Paulo Varela Gomes:Tentar sair disto

Para meu absoluto espanto, nenhuma das cartas que publiquei aqui, sejam aquelas que enviei da Índia sejam estas, teve o eco da “Declaração” de 23 de Outubro último. Nunca tinha vindo tanta gente falar comigo e nunca recebi tantas mensagens. Quase todos os meus correspondentes, pessoas da chamada classe média como eu próprio, estão muito zangados e dispostos a resistir à política que o Governo vai impor. Percebem que a situação financeira é grave mas sentem que a solução governamental é mal-intencionada ou está errada e que as suas vidas e a economia portuguesa vão ficar destroçadas para coisa nenhuma.

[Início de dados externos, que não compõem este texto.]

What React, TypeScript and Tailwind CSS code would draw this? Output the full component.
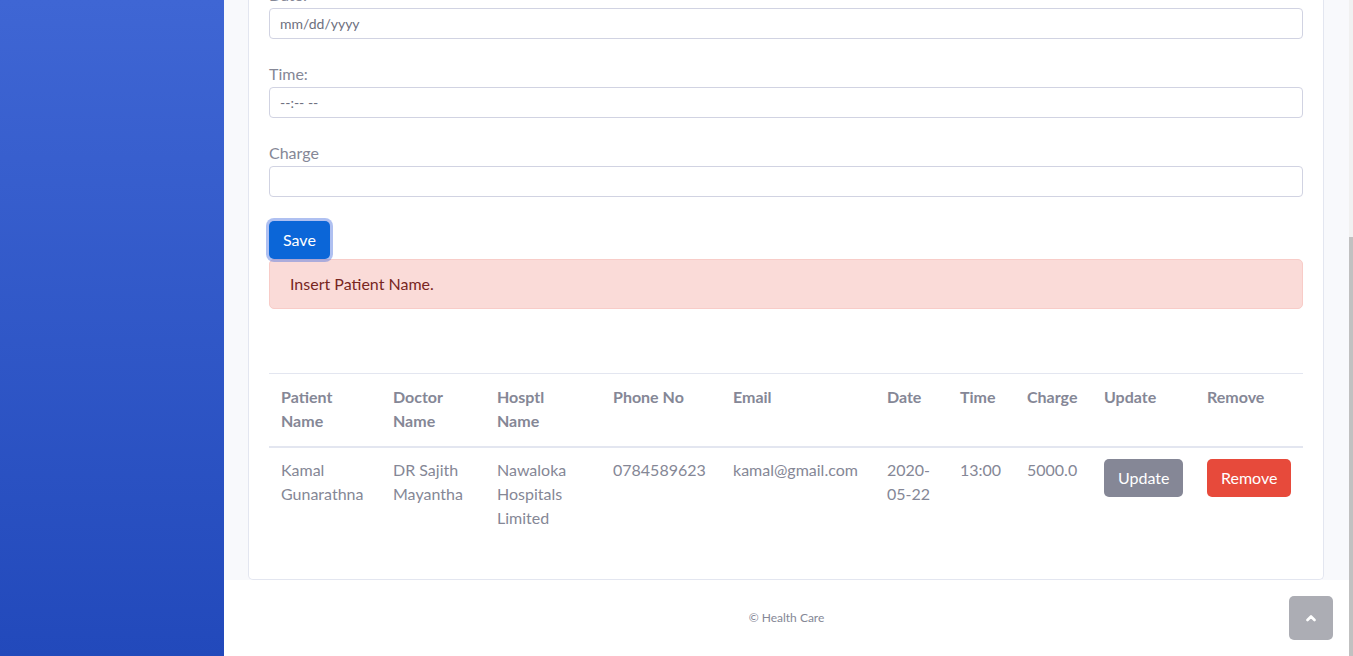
import React from 'react';

const font = { fontFamily: 'Lato, "Noto Sans", sans-serif' };

type Field = { label: string; placeholder: string };

const fields: Field[] = [
  { label: 'Date:', placeholder: 'mm/dd/yyyy' },
  { label: 'Time:', placeholder: '--:-- --' },
  { label: 'Charge', placeholder: '' },
];

const columns = [
  { title: ['Patient', 'Name'], w: 'w-[112px]' },
  { title: ['Doctor', 'Name'], w: 'w-[104px]' },
  { title: ['Hosptl', 'Name'], w: 'w-[116px]' },
  { title: ['Phone No'], w: 'w-[120px]' },
  { title: ['Email'], w: 'w-[154px]' },
  { title: ['Date'], w: 'w-[73px]' },
  { title: ['Time'], w: 'w-[67px]' },
  { title: ['Charge'], w: 'w-[77px]' },
  { title: ['Update'], w: 'w-[103px]' },
  { title: ['Remove'], w: 'w-[108px]' },
];

const row = [
  ['Kamal', 'Gunarathna'],
  ['DR Sajith', 'Mayantha'],
  ['Nawaloka', 'Hospitals', 'Limited'],
  ['0784589623'],
  ['kamal@gmail.com'],
  ['2020-', '05-22'],
  ['13:00'],
  ['5000.0'],
];

const Lines = ({ lines }: { lines: string[] }) => (
  <>
    {lines.map((l) => (
      <span key={l} className="block">
        {l}
      </span>
    ))}
  </>
);

const App = () => {
  return (
    <div className="relative flex h-[656px] w-[1353px] overflow-hidden text-[16px] leading-6 text-[#858796]" style={font}>
      {/* sidebar */}
      <div className="w-[224px] shrink-0 bg-gradient-to-b from-[#3f66d4] to-[#2249bb]" />

      {/* main */}
      <div className="flex min-w-0 flex-1 flex-col">
        <div className="flex flex-1 flex-col justify-end overflow-hidden bg-[#f8f9fc] pl-[24px] pr-[25px]">
          <div className="rounded-b-[5px] border-x border-b border-[#e3e6f0] bg-white px-[20px] pb-[20px]">
            {fields.map((f) => (
              <div key={f.label} className="mb-[23px]">
                <label className="mb-px block h-6">{f.label}</label>
                <input
                  readOnly
                  placeholder={f.placeholder}
                  className="block h-[31px] w-full rounded-[4px] border border-[#d1d3e2] bg-white pl-[10px] text-[14px] outline-none placeholder:text-[#6e707e]"
                />
              </div>
            ))}
            <div className="mt-[24px]">
              <button className="h-[38px] rounded-[5px] bg-[#0b66d8] px-[14px] text-white shadow-[0_0_0_3px_rgba(78,115,223,0.45)]">
                Save
              </button>
            </div>
            <div className="rounded-[5px] border border-[#f8ccc8] bg-[#fadbd8] px-[20px] py-[12px] text-[#78261f]">
              Insert Patient Name.
            </div>

            <table className="mb-[15px] mt-[64px] w-full table-fixed border-collapse text-left">
              <colgroup>
                {columns.map((c) => (
                  <col key={c.title.join()} className={c.w} />
                ))}
              </colgroup>
              <thead>
                <tr>
                  {columns.map((c) => (
                    <th
                      key={c.title.join()}
                      className="border-t border-b-2 border-[#e3e6f0] px-[12px] pb-[13px] pt-[11px] align-top font-bold"
                    >
                      <Lines lines={c.title} />
                    </th>
                  ))}
                </tr>
              </thead>
              <tbody>
                <tr>
                  {row.map((cell) => (
                    <td key={cell.join()} className="border-t border-[#e3e6f0] px-[12px] pb-[14px] pt-[10px] align-top">
                      <Lines lines={cell} />
                    </td>
                  ))}
                  <td className="border-t border-[#e3e6f0] px-[12px] pt-[11px] align-top">
                    <button className="h-[38px] rounded-[5px] bg-[#858796] px-[14px] text-white">Update</button>
                  </td>
                  <td className="border-t border-[#e3e6f0] px-[12px] pt-[11px] align-top">
                    <button className="h-[38px] rounded-[5px] bg-[#e74a3b] px-[14px] text-white">Remove</button>
                  </td>
                </tr>
              </tbody>
            </table>
          </div>
        </div>
        <footer className="h-[76px] shrink-0 bg-white pt-[29px] text-center text-[12px] leading-[18px]">
          © Health Care
        </footer>
      </div>

      {/* scrollbar */}
      <div className="flex w-[4px] shrink-0 flex-col bg-[#f1f1f1]">
        <div className="h-[237px]" />
        <div className="flex-1 bg-[#c1c1c1]" />
      </div>

      {/* scroll to top */}
      <button className="absolute bottom-[16px] right-[20px] flex h-[44px] w-[44px] items-center justify-center rounded-[5px] bg-[#acadb4]">
        <svg width="10" height="8" viewBox="0 0 10 8">
          <path d="M1.5 6 L5 2.5 L8.5 6" fill="none" stroke="white" strokeWidth="2.6" strokeLinecap="round" strokeLinejoin="round" />
        </svg>
      </button>
    </div>
  );
};

export default App;
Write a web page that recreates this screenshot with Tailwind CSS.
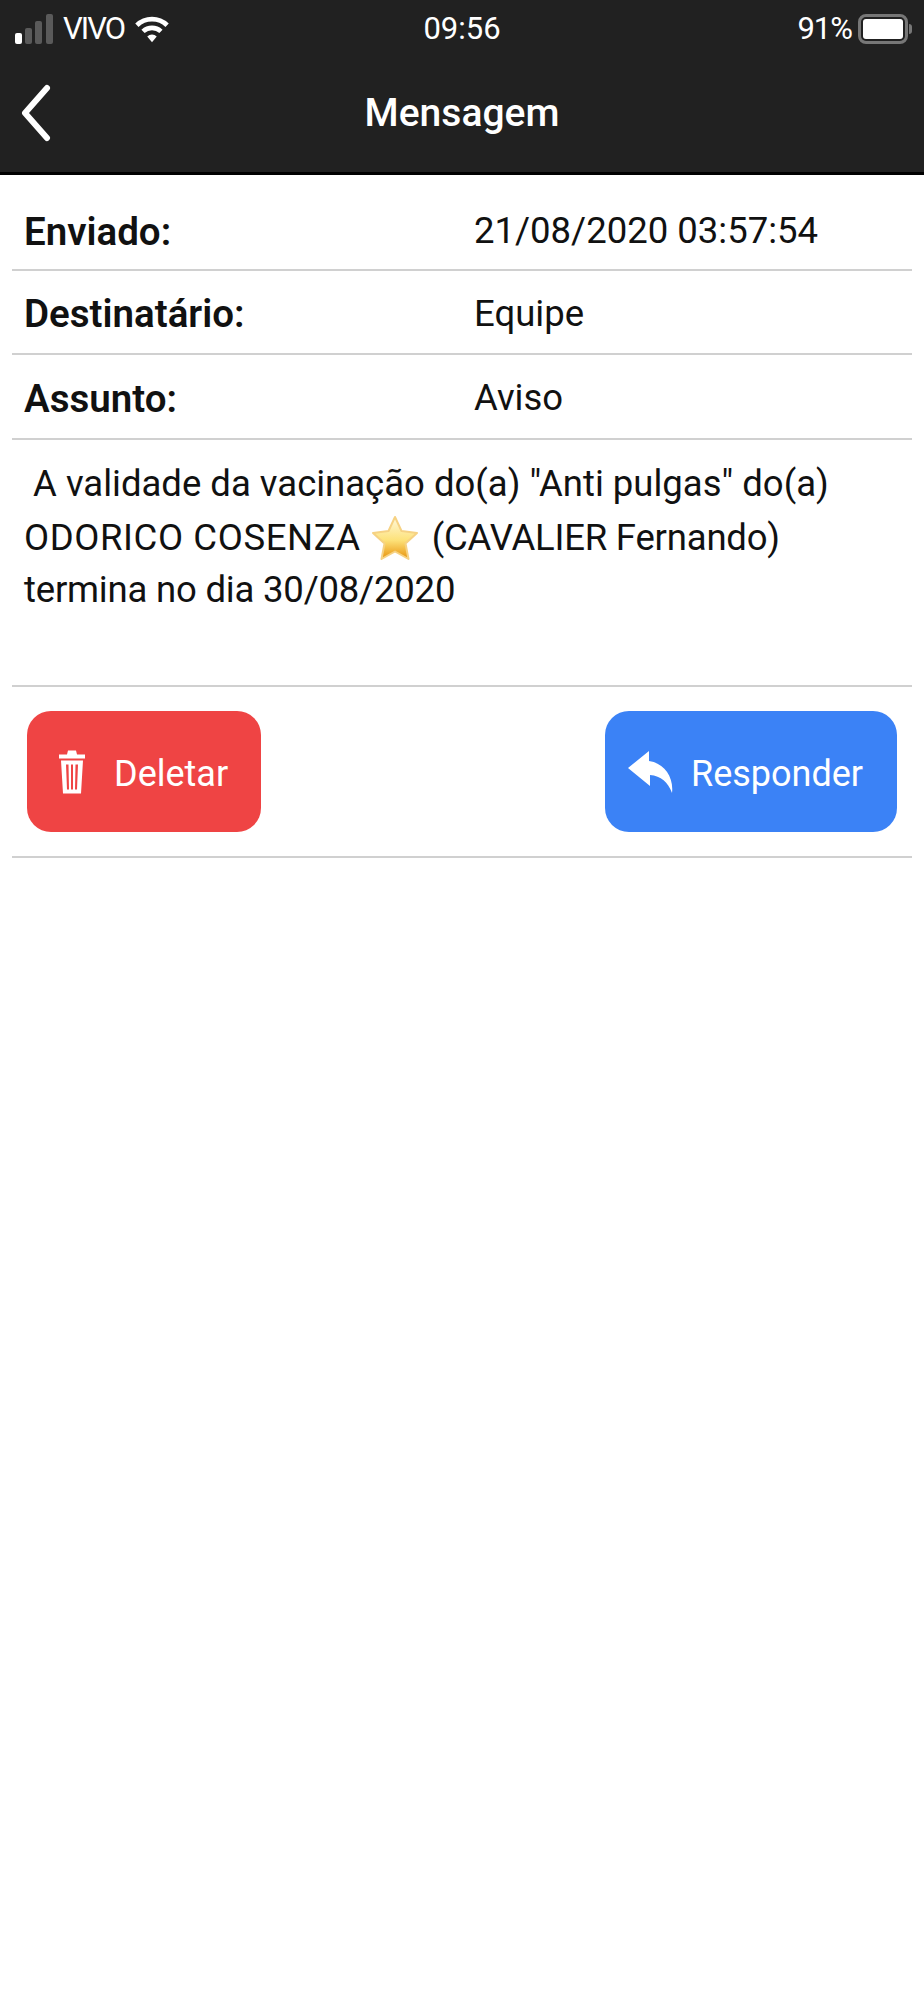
<!DOCTYPE html>
<html lang="pt-BR">
<head>
  <meta charset="UTF-8">
  <title>Mensagem</title>
  <script src="https://cdn.jsdelivr.net/npm/@tailwindcss/browser@4"></script>
</head>
<body class="bg-white min-h-screen font-['Roboto',sans-serif] text-[#111]">

  <!-- Barra do topo -->
  <header class="bg-[#212121] h-[175px] border-b-[3px] border-black text-white flex flex-col">
    <div class="h-[58px] pl-[15px] pr-[12px] flex items-center justify-between text-[31px]">
      <div class="flex items-center flex-1">
        <svg width="38" height="30" viewBox="0 0 38 30" class="mr-[10px]">
          <rect x="0" y="19" width="7" height="11" rx="2" fill="#fff"/>
          <rect x="10" y="14" width="7" height="16" rx="2" fill="#5a5a5a"/>
          <rect x="20" y="7" width="7" height="23" rx="2" fill="#5a5a5a"/>
          <rect x="31" y="0" width="7" height="30" rx="2" fill="#5a5a5a"/>
        </svg>
        <span class="tracking-[-2px]">VIVO</span>
        <svg width="34" height="30" viewBox="0 0 36 30" class="ml-[11px]">
          <path d="M2 11 A23 23 0 0 1 34 11" fill="none" stroke="#fff" stroke-width="5"/>
          <path d="M8.500 17.500 A14 14 0 0 1 27.500 17.500" fill="none" stroke="#fff" stroke-width="5"/>
          <path d="M13 23 L18 29 L23 23 A7 7 0 0 0 13 23 Z" fill="#fff"/>
        </svg>
      </div>
      <span class="flex-1 text-center pr-[3px]">09:56</span>
      <div class="flex items-center justify-end flex-1">
        <span class="mr-[6px] tracking-[-1px]">91%</span>
        <div class="w-[50px] h-[30px] border-[3px] border-[#777] rounded-[8px] p-[2px]">
          <div class="w-full h-full bg-white rounded-[3px]"></div>
        </div>
        <div class="w-[3px] h-[10px] bg-[#777] rounded-r-full ml-[1px]"></div>
      </div>
    </div>
    <div class="relative flex-1 flex items-center justify-center pb-[3px]">
      <svg width="30" height="58" viewBox="0 0 30 58" class="absolute left-[21px] top-[26px]">
        <path d="M26 4 L4 29 L26 54" fill="none" stroke="#fff" stroke-width="6" stroke-linecap="round" stroke-linejoin="round"/>
      </svg>
      <h1 class="text-[39px] font-medium">Mensagem</h1>
    </div>
  </header>

  <main class="px-[12px]">
    <div class="h-[96px] border-b-2 border-[#d0d0d0] flex items-center pl-[12px] pt-[19px]">
      <b class="w-[450px] text-[38.5px] font-semibold">Enviado:</b>
      <span class="text-[36.5px]">21/08/2020 03:57:54</span>
    </div>
    <div class="h-[84px] border-b-2 border-[#d0d0d0] flex items-center pl-[12px] pt-[4px]">
      <b class="w-[450px] text-[38.5px] font-semibold">Destinatário:</b>
      <span class="text-[36.5px]">Equipe</span>
    </div>
    <div class="h-[85px] border-b-2 border-[#d0d0d0] flex items-center pl-[12px] pt-[4px]">
      <b class="w-[450px] text-[38.5px] font-semibold">Assunto:</b>
      <span class="text-[36.5px]">Aviso</span>
    </div>

    <!-- Texto da mensagem -->
    <div class="h-[247px] border-b-2 border-[#d0d0d0] pl-[12px] pt-[17px] text-[36.5px] leading-[54px]">
      <div>&nbsp;A validade da vacinação do(a) "Anti pulgas" do(a)</div>
      <div class="flex items-center">
        <span class="tracking-[0.6px]">ODORICO COSENZA</span>
        <svg width="48" height="50" viewBox="0 0 48 46" class="ml-[10px] mr-[13px]">
          <defs>
            <linearGradient id="estrela" x1="0" y1="0" x2="0" y2="1">
              <stop offset="0" stop-color="#fff8dc"/>
              <stop offset="0.55" stop-color="#fde27a"/>
              <stop offset="1" stop-color="#e8930c"/>
            </linearGradient>
          </defs>
          <path d="M24 2 L30.500 16 L46 18 L34.500 28.500 L37.500 44 L24 36.500 L10.500 44 L13.500 28.500 L2 18 L17.500 16 Z" fill="url(#estrela)" stroke="#f6d283" stroke-width="2" stroke-linejoin="round"/>
        </svg>
        <span class="tracking-[-0.2px]">(CAVALIER Fernando)</span>
      </div>
      <div class="tracking-[-0.2px] -mt-[2px]">termina no dia 30/08/2020</div>
    </div>

    <!-- Botões -->
    <div class="h-[171px] border-b-2 border-[#d0d0d0] flex items-center justify-between px-[15px] text-white text-[36px]">
      <button class="w-[234px] h-[121px] bg-[#ef4444] rounded-[24px] flex items-center pl-[31px]">
        <svg width="28" height="47" viewBox="0 0 28 46" class="mr-[28px]">
          <path d="M1 6 H9 L10 2 H18 L19 6 H27 V10 H1 Z" fill="#fff"/>
          <path fill-rule="evenodd" d="M3 12 H25 L23 45 H5 Z M8 16 L9 41 H11 L10.500 16 Z M13 16 V41 H15 V16 Z M17.500 16 L17 41 H19 L20 16 Z" fill="#fff"/>
        </svg>
        <span class="pt-[5px]">Deletar</span>
      </button>
      <button class="w-[292px] h-[121px] bg-[#3b82f6] rounded-[24px] flex items-center pl-[23px]">
        <svg width="45" height="42" viewBox="0 0 45 42" class="mr-[18px]">
          <path d="M0 17 L21 0 V10 C36 12 46 26 44 42 C40 31 33 25 22 24 V35 Z" fill="#fff"/>
        </svg>
        <span class="pt-[5px]">Responder</span>
      </button>
    </div>
  </main>

</body>
</html>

Estas pessoas não sabem o que fazer. Desde logo, não se revêem nos sindicatos ou nos partidos e não confiam neles. “É tudo a mesma coisa”, dizem. Não vêem outras alternativas. Desesperam. Vejo também muita gente que ainda não percebeu o que vai suceder ou gente que, percebendo, não acredita que “eles”, os governantes, sendo preguiçosos, corruptos e incompetentes, consigam levar a sua avante. Vejo finalmente pessoas que pensam que escaparão mais uma vez às dívidas e ao fisco, enganarão o Estado e os patrões, com ou sem “arranjinhos”, um 3.º ou 4.º empregos, recibos não passados, declarações falsas. Também esta gente não vê como sair disto, limita-se a vergar a espinha e aguentar o melhor que pode e sabe.

Impressiona-me, mas não me espanta, que a oposição à maioria PS/PSD seja metida no mesmo saco que esta. De facto, o que é a oposição? O CDS já esteve no poder algumas vezes. A esquerda parlamentar tornou-se a esquerda mansa e respeitável das “alternativas” e das “propostas”, talvez convencida de que, parecendo ter “soluções”, ganha votos, e de que esses votos a aproximam um centímetro que seja do poder. É uma esquerda que acabou por ficar tão identificada com o regime que parece ter-se esquecido de que o seu lugar tradicional é na rua, e a sua atitude histórica é a do confronto. Ao pensar nisto tudo, lembro-me do bloqueio, em 1994, da Ponte 25 de Abril, que nenhum partido organizou e contribuiu decisivamente para fazer cair o segundo governo maioritário de Cavaco Silva. Vejo na televisão a luta que se desenrola nas ruas, estradas e fábricas de França e recordo que em Maio de 1968 os operários entraram a certa altura na refrega desencadeada pelos estudantes e que, com o país inteiro a ferro e fogo, o Presidente De Gaulle se refugiou numa base militar a partir da qual foi obrigado a negociar verdadeiros compromissos, percebendo que tinha pela frente a França de 1789 ou de 1848, a França que gosta de demonstrar de vez em quando que a democracia também pode exercer-se pela desobediência cívica.

Sou um cidadão tão zangado como muitos outros. Sei que só colectivamente, por meios que têm que ser inventados por todos, se pode tentar impedir os governos da União Europeia de darem cabo do que resta da economia portuguesa e das nossas vidas. No que a estas Cartas diz respeito, regresso na próxima semana ao género de assuntos para os quais foram inventadas.